Pursuant to the requirements of the Securities Act of 1933 and the Investment Company Act of 1940, the Fund certifies that it meets all of the requirements for effectiveness of this registration statement pursuant to Rule 485(b) under the Securities Act of 1933 and has duly caused this amendment to its registration statement to be signed on its behalf by the undersigned, duly authorized, in the City of Columbus, State of Ohio, on the 27th day of November, 2019.

Arrow Investments Trust

By: /s/ JoAnn M. Strasser

JoAnn M. Strasser, Attorney-in-fact

Pursuant to the requirements of the Securities Act of 1933, this amendment to the registration statement has been signed below by the following persons in the capacities and on the dates indicated.

 

Name Title Date
Robert S. Andrialis* Trustee November 27, 2019
Paul Montgomery* Trustee November 27, 2019
Thomas T. Sarkany* Trustee November 27, 2019
Joseph Barrato* Trustee, President, and Principal Executive Officer November 27, 2019
Sam Singh* Treasurer and Principal Financial Officer November 27, 2019

 

 

*By: /s/ JoAnn M. Strasser

JoAnn M. Strasser, Attorney-in-fact

 

  

 

 

 
 

EXHIBIT INDEX

Portions of these exhibits have been omitted.

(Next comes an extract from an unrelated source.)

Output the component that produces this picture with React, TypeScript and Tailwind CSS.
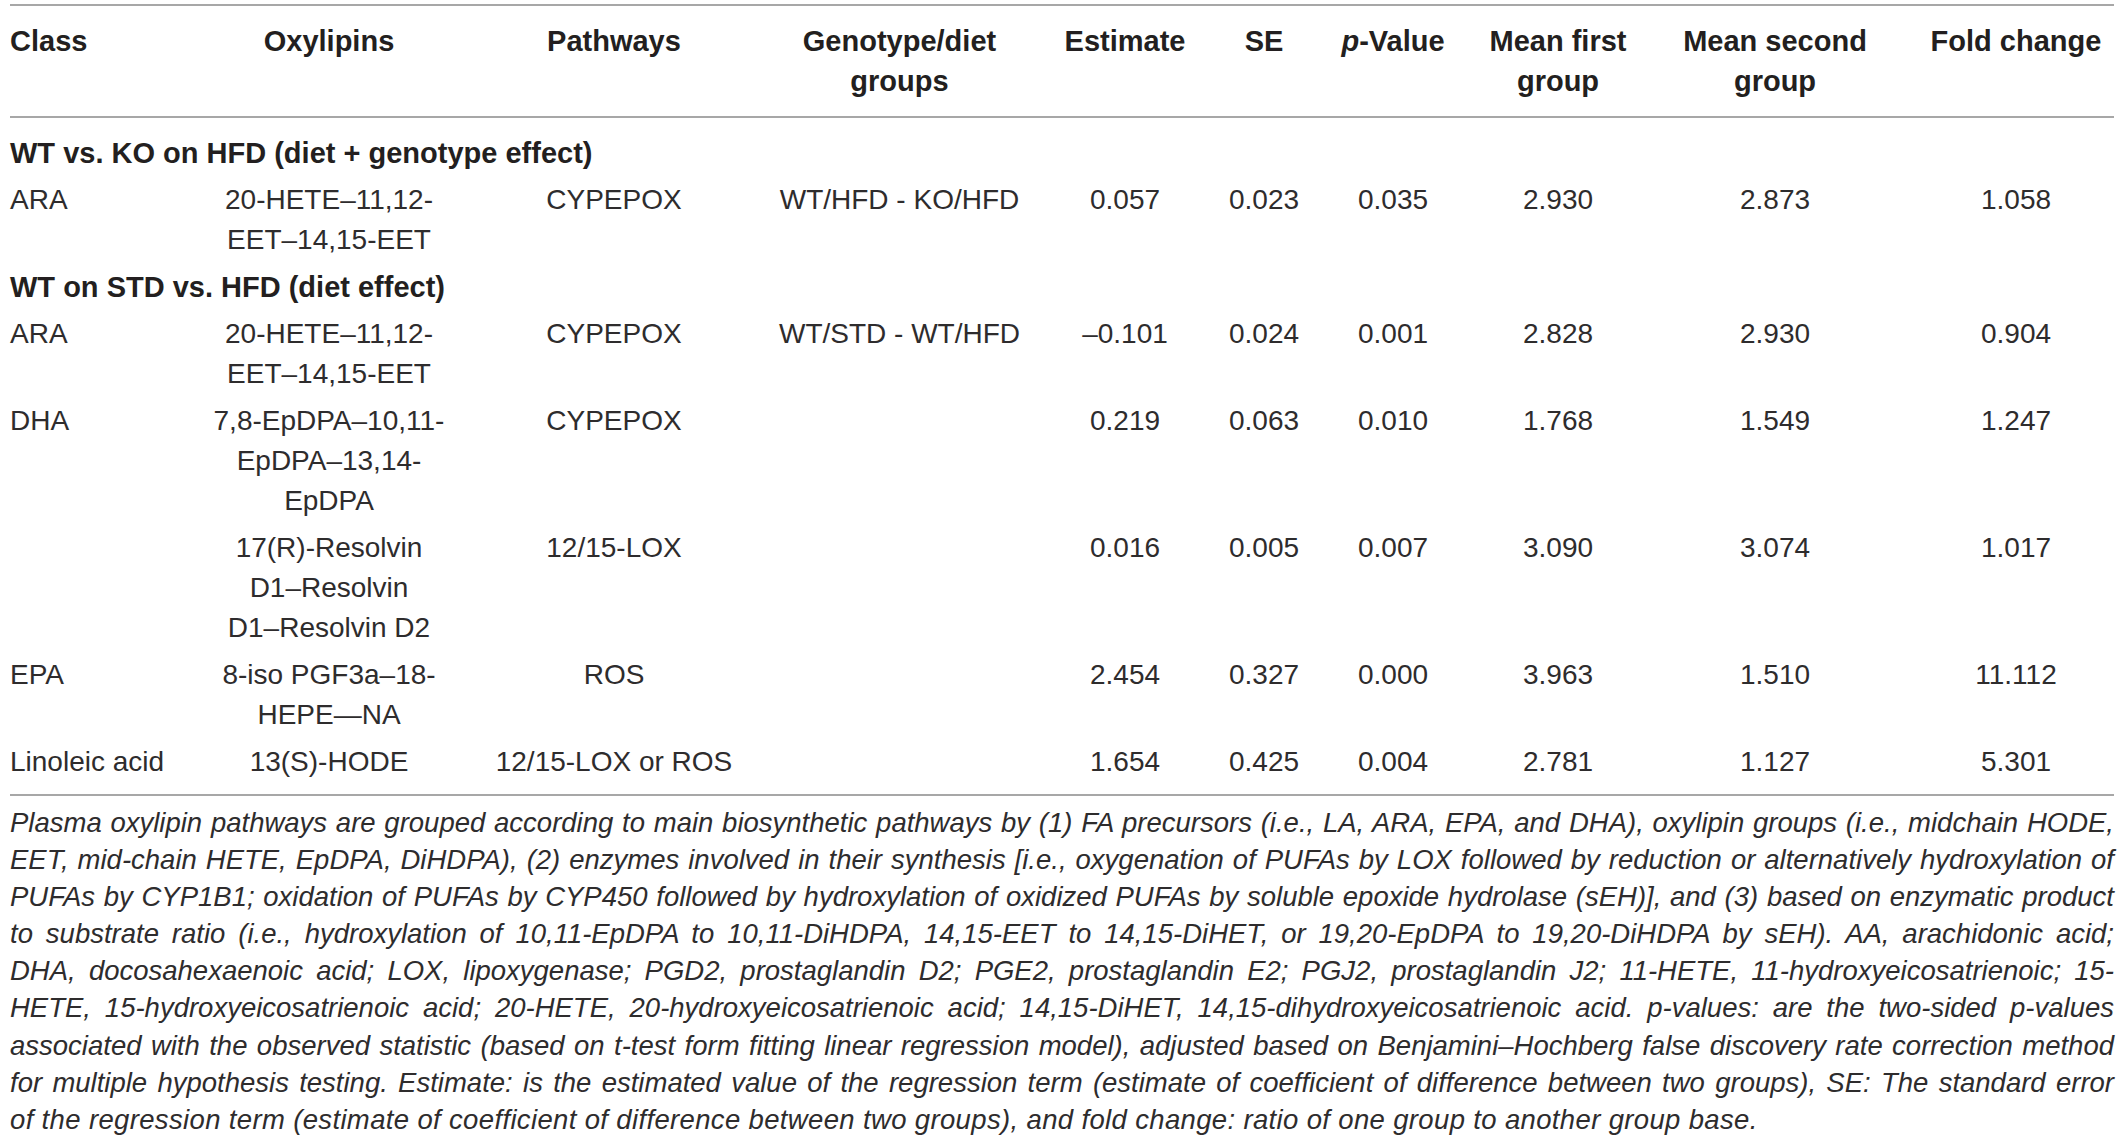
import React from "react";

type Row = {
  cls?: string;
  oxy: string[];
  path?: string;
  geno?: string;
  est: string;
  se: string;
  p: string;
  m1: string;
  m2: string;
  fc: string;
};

type Section = { title: string; rows: Row[] };

const sections: Section[] = [
  {
    title: "WT vs. KO on HFD (diet + genotype effect)",
    rows: [
      {
        cls: "ARA",
        oxy: ["20-HETE–11,12-", "EET–14,15-EET"],
        path: "CYPEPOX",
        geno: "WT/HFD - KO/HFD",
        est: "0.057",
        se: "0.023",
        p: "0.035",
        m1: "2.930",
        m2: "2.873",
        fc: "1.058",
      },
    ],
  },
  {
    title: "WT on STD vs. HFD (diet effect)",
    rows: [
      {
        cls: "ARA",
        oxy: ["20-HETE–11,12-", "EET–14,15-EET"],
        path: "CYPEPOX",
        geno: "WT/STD - WT/HFD",
        est: "–0.101",
        se: "0.024",
        p: "0.001",
        m1: "2.828",
        m2: "2.930",
        fc: "0.904",
      },
      {
        cls: "DHA",
        oxy: ["7,8-EpDPA–10,11-", "EpDPA–13,14-", "EpDPA"],
        path: "CYPEPOX",
        est: "0.219",
        se: "0.063",
        p: "0.010",
        m1: "1.768",
        m2: "1.549",
        fc: "1.247",
      },
      {
        oxy: ["17(R)-Resolvin", "D1–Resolvin", "D1–Resolvin D2"],
        path: "12/15-LOX",
        est: "0.016",
        se: "0.005",
        p: "0.007",
        m1: "3.090",
        m2: "3.074",
        fc: "1.017",
      },
      {
        cls: "EPA",
        oxy: ["8-iso PGF3a–18-", "HEPE—NA"],
        path: "ROS",
        est: "2.454",
        se: "0.327",
        p: "0.000",
        m1: "3.963",
        m2: "1.510",
        fc: "11.112",
      },
      {
        cls: "Linoleic acid",
        oxy: ["13(S)-HODE"],
        path: "12/15-LOX or ROS",
        est: "1.654",
        se: "0.425",
        p: "0.004",
        m1: "2.781",
        m2: "1.127",
        fc: "5.301",
      },
    ],
  },
];

const caption = [
  "Plasma oxylipin pathways are grouped according to main biosynthetic pathways by (1) FA precursors (i.e., LA, ARA, EPA, and DHA), oxylipin groups (i.e., midchain HODE,",
  "EET, mid-chain HETE, EpDPA, DiHDPA), (2) enzymes involved in their synthesis [i.e., oxygenation of PUFAs by LOX followed by reduction or alternatively hydroxylation of",
  "PUFAs by CYP1B1; oxidation of PUFAs by CYP450 followed by hydroxylation of oxidized PUFAs by soluble epoxide hydrolase (sEH)], and (3) based on enzymatic product",
  "to substrate ratio (i.e., hydroxylation of 10,11-EpDPA to 10,11-DiHDPA, 14,15-EET to 14,15-DiHET, or 19,20-EpDPA to 19,20-DiHDPA by sEH). AA, arachidonic acid;",
  "DHA, docosahexaenoic acid; LOX, lipoxygenase; PGD2, prostaglandin D2; PGE2, prostaglandin E2; PGJ2, prostaglandin J2; 11-HETE, 11-hydroxyeicosatrienoic; 15-",
  "HETE, 15-hydroxyeicosatrienoic acid; 20-HETE, 20-hydroxyeicosatrienoic acid; 14,15-DiHET, 14,15-dihydroxyeicosatrienoic acid. p-values: are the two-sided p-values",
  "associated with the observed statistic (based on t-test form fitting linear regression model), adjusted based on Benjamini–Hochberg false discovery rate correction method",
  "for multiple hypothesis testing. Estimate: is the estimated value of the regression term (estimate of coefficient of difference between two groups), SE: The standard error",
  "of the regression term (estimate of coefficient of difference between two groups), and fold change: ratio of one group to another group base.",
];

function Lines({ lines }: { lines: string[] }) {
  return (
    <>
      {lines.map((l, i) => (
        <span key={i} className="block whitespace-nowrap">
          {l}
        </span>
      ))}
    </>
  );
}

export default function App() {
  const th = "align-top px-0 pt-[15px] pb-[15px] font-bold text-[29px] text-[#231f20] text-center border-b-2 border-[#a7a7a7]";
  const td = "align-top px-0 py-[3.5px] text-center whitespace-nowrap";

  return (
    <div className="min-h-screen bg-white pt-[4px] pl-[10px] font-['Liberation_Sans',Arial,sans-serif] text-[#2e2c2d]">
      <div className="w-[2104px] border-y-2 border-[#a7a7a7]">
        <table className="w-full table-fixed border-separate border-spacing-0 text-[28px] leading-[40px]">
          <colgroup>
            <col className="w-[190px]" />
            <col className="w-[258px]" />
            <col className="w-[312px]" />
            <col className="w-[259px]" />
            <col className="w-[192px]" />
            <col className="w-[86px]" />
            <col className="w-[172px]" />
            <col className="w-[158px]" />
            <col className="w-[276px]" />
            <col className="w-[201px]" />
          </colgroup>
          <thead>
            <tr>
              <th className={`${th} !text-left`}>Class</th>
              <th className={th}>Oxylipins</th>
              <th className={th}>Pathways</th>
              <th className={th}>
                Genotype/diet
                <br />
                groups
              </th>
              <th className={th}>Estimate</th>
              <th className={th}>SE</th>
              <th className={th}>
                <i>p</i>-Value
              </th>
              <th className={th}>
                Mean first
                <br />
                group
              </th>
              <th className={`${th} whitespace-nowrap`}>
                Mean second
                <br />
                group
              </th>
              <th className={`${th} pl-[5px] whitespace-nowrap`}>Fold change</th>
            </tr>
          </thead>
          <tbody>
            {sections.map((s, si) => (
              <React.Fragment key={s.title}>
                <tr>
                  <td
                    colSpan={10}
                    className={`px-0 pb-[3.5px] text-left text-[29px] font-bold text-[#231f20] whitespace-nowrap ${si === 0 ? "pt-[15px]" : "pt-[3.5px]"}`}
                  >
                    {s.title}
                  </td>
                </tr>
                {s.rows.map((r, ri) => {
                  const last = si === sections.length - 1 && ri === s.rows.length - 1;
                  const pad = last ? "pb-[12px]" : "";
                  return (
                    <tr key={ri}>
                      <td className={`${td} text-left ${pad}`}>{r.cls}</td>
                      <td className={`${td} ${pad}`}>
                        <Lines lines={r.oxy} />
                      </td>
                      <td className={`${td} ${pad}`}>{r.path}</td>
                      <td className={`${td} ${pad}`}>{r.geno}</td>
                      <td className={`${td} ${pad}`}>{r.est}</td>
                      <td className={`${td} ${pad}`}>{r.se}</td>
                      <td className={`${td} ${pad}`}>{r.p}</td>
                      <td className={`${td} ${pad}`}>{r.m1}</td>
                      <td className={`${td} ${pad}`}>{r.m2}</td>
                      <td className={`${td} pl-[5px] ${pad}`}>{r.fc}</td>
                    </tr>
                  );
                })}
              </React.Fragment>
            ))}
          </tbody>
        </table>
      </div>

      <div className="mt-[8px] w-[2104px] text-[27.5px] leading-[37.1px] italic">
        {caption.map((line, i) => (
          <p
            key={i}
            className={
              i < caption.length - 1
                ? "whitespace-nowrap text-justify [text-align-last:justify]"
                : "whitespace-nowrap text-left tracking-[0.35px]"
            }
          >
            {line}
          </p>
        ))}
      </div>
    </div>
  );
}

EX (d)(ii)(b) Amended and Restated Expense Limitation Agreement between Arrow Investments Trust and Arrow Investment Advisors, LLC dated September 28, 2018.
EX (d)(iii) Sub-Advisory Agreement between Arrow Investment Advisors, LLC and Halyard Asset Management LLC dated May 6, 2019.
EX (g)(i) Amended and Restated Global Custody Agreement with MUFG Union Bank, N.A. dated September 17, 2019.
EX (h)(i)(c) Second Amendment to the Fund Services Agreement with Gemini Fund Services, LLC dated June 1, 2018.
EX (h)(i)(d) Third Amendment to the Fund Services Agreement with Gemini Fund Services, LLC dated April 1, 2020.
EX (h)(ii)(a) ETF Fund Services Agreement with Gemini Fund Services, LLC dated June 11, 2015
EX (h)(ii)(b) Amendment to the ETF Fund Services Agreement with Gemini Fund Services, LLC dated October 1, 2016.
EX (h)(ii)(c) Second Amendment to the ETF Fund Services Agreement with Gemini Fund Services, LLC dated June 1, 2018.
EX (h)(ii)(d) Third Amendment to the ETF Fund Services Agreement with Gemini Fund Services, LLC dated April 1, 2020.
EX (i)(ii) Legal Consent of Thompson Hine, LLP.
EX (j)(i) Consent of Independent Registered Public Accounting Firm.